From Another Planet might be more aptly named “31 Flavors.”  I kid, but honestly the band has a large repertoire of musical colors to choose from and they aren’t afraid to use them.  The six songs on the album all have different feels to them, but also feel just similar enough to link them together.  The progressive and epic songs seem to have a story-like quality, and it was easy for me to imagine scenes from a fantasy or science fiction movie while I listened to them.  From Another Planet’s sound is unique enough to stand out in the genre, but doesn’t stray too far away to where the listener would lose interest.  If this is the effect they were going for, I would say they nailed it.  I often found myself nodding my head while listening to the songs, if only for brief moments of the song’s progression.  It’s worth mentioning that some of the song lengths are unusual, (ranging from 3 to 11 minutes!) and the album would be great to listen to while working or even working out.

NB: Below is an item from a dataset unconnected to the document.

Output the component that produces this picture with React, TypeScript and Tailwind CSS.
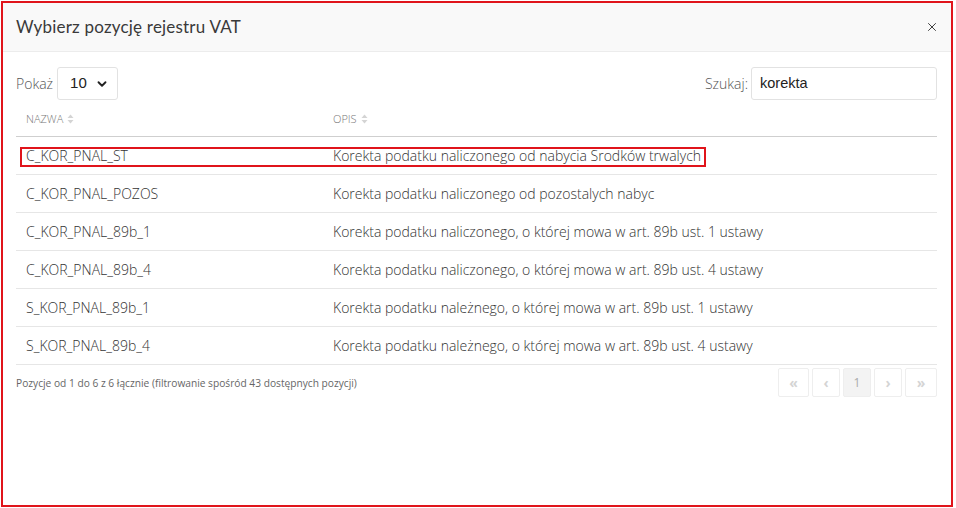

The first song, Remission, start out the album with some interesting, ethereal guitar work, heavy breakdowns, and plenty of growling.  Overall, the playing is very tight, and there is some great chemistry between the guitars and drums on this one.  There are times in the song when you get this feel like it’s the scene in the movie where you are rooting for the hero to beat the bad guy.  Next is the song Forge, which comes in with a nice, mellow guitar intro, then quickly is built up by the drums.  The song is the longest on the album, but has a great, multi-layered musical landscape.  At about 4 minutes, there are some just bad-assed drum rolls deserving mention, then coming full circle at around 7 minutes to a mellow interlude and a nice little guitar solo.  The third song, Release, is immediately in your face and has some very solid, groovy guitar riffs.  Again, wonderful groove in this song, leading to irresistible urges to nod your head.

After that is Renewed, which is quite a style departure from the rest of the songs.  Very subdued and spacy, with plenty of flavors.  The fifth track, Trailblazer, is one of the songs that could very easily be in a movie soundtrack.  There are some very good uses of volume swells and delay on the guitar in the first half of the song.  It pairs nicely with the previous track, and creates a nice interlude between the heavier songs.  The final track, Pursuit, is an all-in bid, with plenty of raucousness right of the bat.  As I’ve said before, the drummer really had me nodding my head on this one, (even doing hand drumming on my lap) and this could easily be mosh material in a live setting.  The song and album end with chaotic dissonance, in case you were craving some, once again throwing in that last flavor for good measure.

I really enjoyed the creativity and complexity of this album and would recommend it to anyone who has a tendency to like all different kinds of music.  The variety in the music was refreshing.  I would give this album a rating of 4.5 out of 5 stars. 

This is your friendly, neighborhood Hanzo.